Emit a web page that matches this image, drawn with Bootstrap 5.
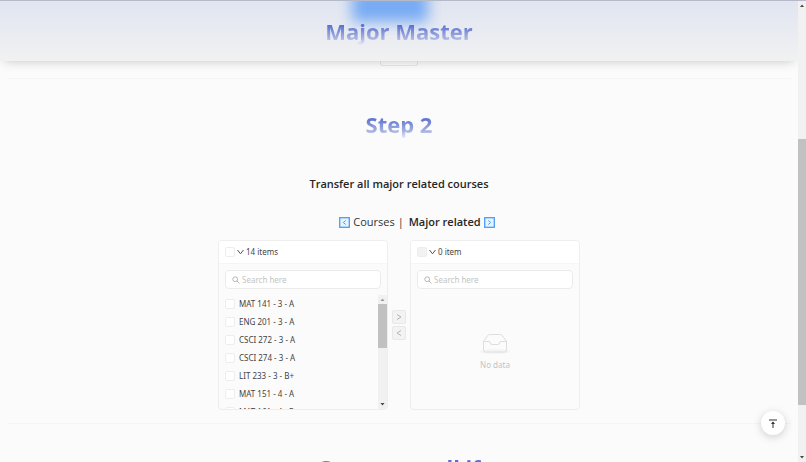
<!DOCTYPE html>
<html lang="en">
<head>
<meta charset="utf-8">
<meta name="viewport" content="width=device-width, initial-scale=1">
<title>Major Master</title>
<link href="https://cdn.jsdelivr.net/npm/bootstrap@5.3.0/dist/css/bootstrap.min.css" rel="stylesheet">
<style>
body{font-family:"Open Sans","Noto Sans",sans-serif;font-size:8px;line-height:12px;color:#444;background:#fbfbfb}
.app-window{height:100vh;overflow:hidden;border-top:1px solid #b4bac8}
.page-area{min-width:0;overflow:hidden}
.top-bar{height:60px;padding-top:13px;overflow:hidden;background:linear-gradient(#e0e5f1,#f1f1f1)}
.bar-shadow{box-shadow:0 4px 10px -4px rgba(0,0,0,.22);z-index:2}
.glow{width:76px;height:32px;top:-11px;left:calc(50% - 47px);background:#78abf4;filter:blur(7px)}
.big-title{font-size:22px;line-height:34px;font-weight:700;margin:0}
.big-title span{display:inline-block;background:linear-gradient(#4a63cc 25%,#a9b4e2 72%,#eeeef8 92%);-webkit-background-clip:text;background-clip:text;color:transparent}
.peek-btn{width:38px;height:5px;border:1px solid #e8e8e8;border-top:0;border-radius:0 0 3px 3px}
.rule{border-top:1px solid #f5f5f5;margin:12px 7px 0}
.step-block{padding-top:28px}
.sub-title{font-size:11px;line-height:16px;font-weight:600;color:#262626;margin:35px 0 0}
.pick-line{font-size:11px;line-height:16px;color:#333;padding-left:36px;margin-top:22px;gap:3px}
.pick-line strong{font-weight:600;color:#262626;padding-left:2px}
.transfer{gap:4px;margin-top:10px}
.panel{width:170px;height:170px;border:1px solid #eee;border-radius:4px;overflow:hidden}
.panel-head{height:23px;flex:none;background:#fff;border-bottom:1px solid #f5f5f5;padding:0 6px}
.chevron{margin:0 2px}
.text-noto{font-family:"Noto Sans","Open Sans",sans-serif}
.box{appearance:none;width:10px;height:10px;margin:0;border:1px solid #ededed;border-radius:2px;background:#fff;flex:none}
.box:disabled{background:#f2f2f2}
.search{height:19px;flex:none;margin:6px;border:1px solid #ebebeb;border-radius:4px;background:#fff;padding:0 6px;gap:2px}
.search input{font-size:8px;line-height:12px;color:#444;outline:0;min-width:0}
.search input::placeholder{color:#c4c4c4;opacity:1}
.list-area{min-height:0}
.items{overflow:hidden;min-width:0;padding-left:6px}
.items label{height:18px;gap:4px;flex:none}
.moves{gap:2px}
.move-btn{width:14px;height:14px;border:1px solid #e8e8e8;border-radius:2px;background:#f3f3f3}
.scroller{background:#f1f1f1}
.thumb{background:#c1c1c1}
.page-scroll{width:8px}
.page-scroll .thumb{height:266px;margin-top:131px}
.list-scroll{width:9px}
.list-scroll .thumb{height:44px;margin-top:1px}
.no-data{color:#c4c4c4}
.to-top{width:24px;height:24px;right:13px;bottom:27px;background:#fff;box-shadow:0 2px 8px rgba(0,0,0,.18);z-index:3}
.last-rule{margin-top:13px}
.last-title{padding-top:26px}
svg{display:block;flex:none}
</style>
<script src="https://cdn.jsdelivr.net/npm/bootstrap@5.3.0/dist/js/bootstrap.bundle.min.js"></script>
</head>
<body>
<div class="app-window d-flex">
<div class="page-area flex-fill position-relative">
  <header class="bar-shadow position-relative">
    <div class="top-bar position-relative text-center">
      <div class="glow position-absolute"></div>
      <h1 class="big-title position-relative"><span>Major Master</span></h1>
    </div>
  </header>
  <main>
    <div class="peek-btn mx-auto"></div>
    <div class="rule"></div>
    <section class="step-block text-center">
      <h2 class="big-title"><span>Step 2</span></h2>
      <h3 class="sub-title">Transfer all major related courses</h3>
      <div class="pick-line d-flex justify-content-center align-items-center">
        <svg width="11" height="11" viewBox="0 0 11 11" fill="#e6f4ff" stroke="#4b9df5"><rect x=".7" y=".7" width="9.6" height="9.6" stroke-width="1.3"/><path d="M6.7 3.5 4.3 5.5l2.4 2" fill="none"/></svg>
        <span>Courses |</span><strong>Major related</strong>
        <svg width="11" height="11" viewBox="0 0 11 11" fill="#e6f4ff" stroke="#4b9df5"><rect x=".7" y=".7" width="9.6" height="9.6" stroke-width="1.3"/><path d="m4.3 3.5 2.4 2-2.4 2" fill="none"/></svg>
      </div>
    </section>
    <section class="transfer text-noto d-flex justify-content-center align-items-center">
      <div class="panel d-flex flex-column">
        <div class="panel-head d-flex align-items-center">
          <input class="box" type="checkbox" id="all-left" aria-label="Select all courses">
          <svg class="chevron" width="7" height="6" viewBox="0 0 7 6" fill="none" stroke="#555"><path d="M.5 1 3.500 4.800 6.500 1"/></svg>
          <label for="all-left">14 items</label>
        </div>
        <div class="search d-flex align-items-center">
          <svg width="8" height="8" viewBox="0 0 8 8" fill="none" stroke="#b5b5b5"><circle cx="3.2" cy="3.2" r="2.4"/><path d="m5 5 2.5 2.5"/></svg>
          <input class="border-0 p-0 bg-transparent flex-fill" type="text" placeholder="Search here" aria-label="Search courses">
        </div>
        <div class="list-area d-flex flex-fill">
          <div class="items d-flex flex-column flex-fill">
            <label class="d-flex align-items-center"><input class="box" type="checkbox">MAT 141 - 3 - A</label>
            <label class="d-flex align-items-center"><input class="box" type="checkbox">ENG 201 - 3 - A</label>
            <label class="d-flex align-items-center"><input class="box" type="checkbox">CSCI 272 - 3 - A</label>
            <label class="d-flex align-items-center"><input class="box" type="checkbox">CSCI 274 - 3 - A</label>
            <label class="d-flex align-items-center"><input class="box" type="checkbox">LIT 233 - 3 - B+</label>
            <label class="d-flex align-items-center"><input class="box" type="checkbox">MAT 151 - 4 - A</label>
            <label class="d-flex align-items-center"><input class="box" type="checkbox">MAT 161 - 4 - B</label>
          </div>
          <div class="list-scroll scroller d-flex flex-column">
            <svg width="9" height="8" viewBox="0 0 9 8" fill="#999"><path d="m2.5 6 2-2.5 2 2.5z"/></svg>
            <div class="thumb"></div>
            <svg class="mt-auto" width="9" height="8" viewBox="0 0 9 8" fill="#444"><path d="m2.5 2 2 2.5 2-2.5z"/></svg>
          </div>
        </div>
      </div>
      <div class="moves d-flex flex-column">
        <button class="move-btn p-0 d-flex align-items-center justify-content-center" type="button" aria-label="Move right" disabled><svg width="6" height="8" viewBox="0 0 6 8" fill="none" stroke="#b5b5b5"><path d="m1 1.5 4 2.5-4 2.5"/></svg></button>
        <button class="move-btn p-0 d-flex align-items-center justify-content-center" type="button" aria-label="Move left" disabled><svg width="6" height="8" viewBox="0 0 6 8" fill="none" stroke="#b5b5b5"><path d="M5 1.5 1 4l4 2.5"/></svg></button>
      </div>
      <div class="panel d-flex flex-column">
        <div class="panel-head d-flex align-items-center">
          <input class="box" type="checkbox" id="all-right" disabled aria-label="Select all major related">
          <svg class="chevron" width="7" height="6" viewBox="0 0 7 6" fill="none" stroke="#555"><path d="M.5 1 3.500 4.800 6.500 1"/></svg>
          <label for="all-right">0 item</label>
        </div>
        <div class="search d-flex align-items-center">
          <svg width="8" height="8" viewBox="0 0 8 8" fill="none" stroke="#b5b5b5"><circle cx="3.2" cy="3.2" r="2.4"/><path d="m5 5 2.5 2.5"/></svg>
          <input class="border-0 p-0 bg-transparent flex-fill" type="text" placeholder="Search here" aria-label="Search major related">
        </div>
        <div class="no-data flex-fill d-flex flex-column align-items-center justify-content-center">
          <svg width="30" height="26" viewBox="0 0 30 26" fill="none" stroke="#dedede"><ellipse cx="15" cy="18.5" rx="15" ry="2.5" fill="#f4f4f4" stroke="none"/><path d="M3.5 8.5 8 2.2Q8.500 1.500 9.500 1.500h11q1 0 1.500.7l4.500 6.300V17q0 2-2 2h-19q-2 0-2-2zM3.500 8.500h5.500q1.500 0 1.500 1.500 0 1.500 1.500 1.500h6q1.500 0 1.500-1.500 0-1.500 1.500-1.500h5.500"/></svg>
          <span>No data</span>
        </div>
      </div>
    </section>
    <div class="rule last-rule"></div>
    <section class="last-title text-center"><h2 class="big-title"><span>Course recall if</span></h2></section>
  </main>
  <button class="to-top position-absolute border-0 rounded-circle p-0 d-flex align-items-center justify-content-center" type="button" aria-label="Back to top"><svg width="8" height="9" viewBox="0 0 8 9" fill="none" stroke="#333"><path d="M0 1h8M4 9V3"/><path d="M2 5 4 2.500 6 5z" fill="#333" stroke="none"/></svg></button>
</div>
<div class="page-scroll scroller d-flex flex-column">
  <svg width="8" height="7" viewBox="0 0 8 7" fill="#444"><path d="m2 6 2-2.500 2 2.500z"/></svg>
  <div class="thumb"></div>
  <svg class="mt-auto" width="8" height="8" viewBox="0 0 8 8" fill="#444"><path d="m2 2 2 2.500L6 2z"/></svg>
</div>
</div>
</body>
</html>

────────────────────

## Set task
Determine the number of lines where the string "page" occurs, and give that number only.

## Result below
6